Geschrieben am 05-02-2016

Berlin/Köln (ots) - Bundespräsident Joachim Gauck hat in einem
WDR-Radiointerview bekräftigt, dass "Begrenzungsstrategien" beim
Zuzug von Flüchtlingen "moralisch und politisch geboten" sein
könnten. Gauck sagte, wenn in der Mehrheitsgesellschaft das Gefühl
für Solidarität schwinde und "eine kollektive Identität sich
entwickeln würde, die immer nur schreit 'Das Boot ist voll'", dann
gebe es eben auch "ein moralisches Problem und nicht nur ein
politisches". Gerade in dem Bemühen, möglichst vielen helfend zur
Seite zu stehen, könne es begründet sein, "dass man nicht allen
hilft", so der Bundespräsident in einem Gespräch mit der WDR
5-Sendung "Redezeit" (Freitag, 11.05 Uhr). Es zeige sich, dass wir
"das Für und Wider und das Maß an Aufnahmebereitschaft" öffentlich
besprechen müssen.
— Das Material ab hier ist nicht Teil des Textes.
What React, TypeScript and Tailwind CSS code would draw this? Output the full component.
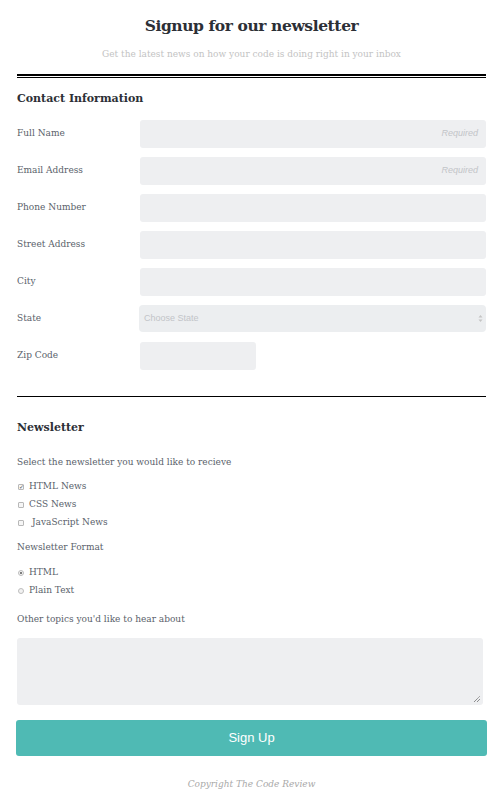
import React from "react";

const serif = { fontFamily: '"DejaVu Serif", "Liberation Serif", serif' };

function Row({ label, children }: { label: string; children: React.ReactNode }) {
  return (
    <div className="flex items-center h-[37px]">
      <label className="w-[123px] shrink-0 text-[9px] text-[#5a5f6b]">{label}</label>
      {children}
    </div>
  );
}

function Input({ placeholder }: { placeholder?: string }) {
  return (
    <div className="flex-1 h-[28px] bg-[#eeeff1] rounded-[3px] flex items-center justify-end pr-[8px]">
      {placeholder && (
        <span className="text-[9px] italic text-[#c2c4c8]" style={{ fontFamily: '"Liberation Sans", Arial, sans-serif' }}>
          {placeholder}
        </span>
      )}
    </div>
  );
}

function Check({ checked, label, extra }: { checked?: boolean; label: string; extra?: boolean }) {
  return (
    <div className="flex items-center h-[18px] text-[9px] text-[#5a5f6b]">
      <span className="w-[6px] h-[6px] border border-[#b8b8b8] rounded-[1px] bg-[#f6f6f6] flex items-center justify-center mr-[5px] ml-[1px]">
        {checked && <span className="text-[6px] leading-none text-[#555]">✓</span>}
      </span>
      <span className={extra ? "ml-[3px]" : ""}>{label}</span>
    </div>
  );
}

function Radio({ checked, label }: { checked?: boolean; label: string }) {
  return (
    <div className="flex items-center h-[18px] text-[9px] text-[#5a5f6b]">
      <span className="w-[6px] h-[6px] border border-[#bdbdbd] rounded-full bg-[#f2f2f2] flex items-center justify-center mr-[5px] ml-[1px]">
        {checked && <span className="w-[2px] h-[2px] rounded-full bg-[#555]" />}
      </span>
      <span>{label}</span>
    </div>
  );
}

export default function App() {
  return (
    <div className="w-[503px] h-[802px] bg-white px-[17px]" style={serif}>
      <div className="pt-[15px] text-center">
        <h1 className="text-[15.5px] font-bold text-[#2c2f36] leading-[22px] tracking-[-0.4px]">Signup for our newsletter</h1>
        <p className="mt-[11px] text-[9px] text-[#c3c3c3] leading-[12px]">
          Get the latest news on how your code is doing right in your inbox
        </p>
      </div>
      <div className="mt-[14px] border-t-[2px] border-black" />
      <div className="mt-[1px] border-t border-black" />

      <h2 className="mt-[13px] text-[11px] font-bold text-[#2c2f36] leading-[16px]">Contact Information</h2>

      <div className="mt-[8px]">
        <Row label="Full Name"><Input placeholder="Required" /></Row>
        <Row label="Email Address"><Input placeholder="Required" /></Row>
        <Row label="Phone Number"><Input /></Row>
        <Row label="Street Address"><Input /></Row>
        <Row label="City"><Input /></Row>
        <Row label="State">
          <div className="flex-1 -ml-[1px] h-[27px] bg-[#eceef0] rounded-[4px] flex items-center justify-between pl-[5px] pr-[3px]">
            <span className="text-[9px] text-[#c2c4c8]" style={{ fontFamily: '"Liberation Sans", Arial, sans-serif' }}>Choose State</span>
            <svg width="5" height="9" viewBox="0 0 5 9">
              <path d="M2.5 1 L4.5 3.5 L0.5 3.5 Z" fill="#c4c4c4" />
              <path d="M2.5 8 L4.5 5.5 L0.5 5.5 Z" fill="#c4c4c4" />
            </svg>
          </div>
        </Row>
        <Row label="Zip Code">
          <div className="w-[116px] h-[28px] bg-[#eeeff1] rounded-[3px]" />
        </Row>
      </div>

      <div className="mt-[22px] border-t border-black" />

      <h2 className="mt-[23px] text-[11px] font-bold text-[#2c2f36] leading-[16px]">Newsletter</h2>
      <p className="mt-[19px] text-[9px] text-[#5a5f6b] leading-[14px]">Select the newsletter you would like to recieve</p>
      <div className="mt-[9px]">
        <Check checked label="HTML News" />
        <Check label="CSS News" />
        <Check label="JavaScript News" extra />
      </div>
      <p className="mt-[8px] text-[9px] text-[#5a5f6b] leading-[14px]">Newsletter Format</p>
      <div className="mt-[10px]">
        <Radio checked label="HTML" />
        <Radio label="Plain Text" />
      </div>
      <p className="mt-[12px] text-[9px] text-[#5a5f6b] leading-[14px]">Other topics you'd like to hear about</p>

      <div className="mt-[12px] mr-[3px] h-[67px] bg-[#eeeff1] rounded-[3px] relative">
        <svg className="absolute right-[2px] bottom-[2px]" width="8" height="8" viewBox="0 0 8 8">
          <path d="M1 7 L7 1 M4 7 L7 4" stroke="#444" strokeWidth="0.8" strokeDasharray="1 0.6" />
        </svg>
      </div>

      <button
        className="mt-[15px] -mx-[1px] w-[calc(100%+2px)] h-[36px] bg-[#4fbab4] rounded-[3px] text-white text-[13px]"
        style={{ fontFamily: '"Liberation Sans", Arial, sans-serif' }}
      >
        Sign Up
      </button>

      <p className="mt-[22px] text-center italic text-[9px] text-[#a9a9a9]">Copyright The Code Review</p>
    </div>
  );
}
Es sei möglich, zugleich hilfsbereit und
sorgenvoll zu sein.

Erschrocken äußerte sich der Bundespräsident über die jüngsten
Beschlüsse der Bundesregierung zur Begrenzung des Familiennachzugs,
zeigte zugleich aber auch Verständnis für die Politik, die
handlungsfähig sein wolle: "Kein Familiennachzug? Da erschrecke ich,
wenn ich mir die Leute vorstelle, die dann jahrelang getrennt sind
von ihren Ehefrauen oder Müttern. Und gleichzeitig will ich den
Politikern, die sowas sagen, nicht gleich Gehässigkeit vorwerfen,
sondern sie sind in der Not, der Bevölkerung nun zu sagen, wir sind
handlungsfähig, also bitte, wir tun was, ohne dass wir jetzt schon
unsere Grenzen abriegeln, aber wir lassen uns nicht einfach
überrollen."

Kritisch äußerte sich Gauck zur aktuellen Diskussion über den
Umgang mit der AfD und zu der zwischenzeitlichen Weigerung mancher
Politiker, an Fernsehrunden mit AfD-Vertretern teilzunehmen. Die
Demokraten, so Gauck, sollten sich daran erinnern, was für Werte sie
vertreten", und sich fragen, ob es Argumente gebe, "die sie in die
Flucht treiben könnten". "Übertriebene Ängste" gegenüber jeder Form
von Propaganda oder Populismus seien fehl am Platze. Gleichwohl gebe
es Hetze, die eine Straftat darstelle und geahndet werden müsse. Die
tätlichen Angriffe auf Flüchtlingsunterkünfte seien Straftaten: "Uns
verbindet nichts mit diesen Straftätern, außer unserer Absicht, sie
zur Rechenschaft zu ziehen. Und deshalb brauchen wir Polizei und
Justiz, die hier ihre Pflicht tun."

Gauck stellte fest, dass die jahrelangen Einsparungen auf dem
Gebiet der Sicherheit zu einem Vertrauensverlust in der Bevölkerung
geführt hätten. Er sei dankbar, dass die Politik hier reagiert und
neue Stellen zugesagt habe. Zum Thema Bürgerwehren sagte Gauck an die
Adresse der Bürger: "Bevor ihr jetzt Bürgerwehren aufstellt, gebt mal
ein paar Hinweise an eure Polizei, damit an neuralgischen Punkten
etwas geschieht. Da müsst ihr nicht gleich Selbstschutz betreiben.
Denn da haben wir auch eine gefährliche abschüssige Ebene hin zu
einem beständigen Misstrauen: Die können nichts für uns tun, wir
müssen uns selber schützen. So weit sind wir in Deutschland nicht."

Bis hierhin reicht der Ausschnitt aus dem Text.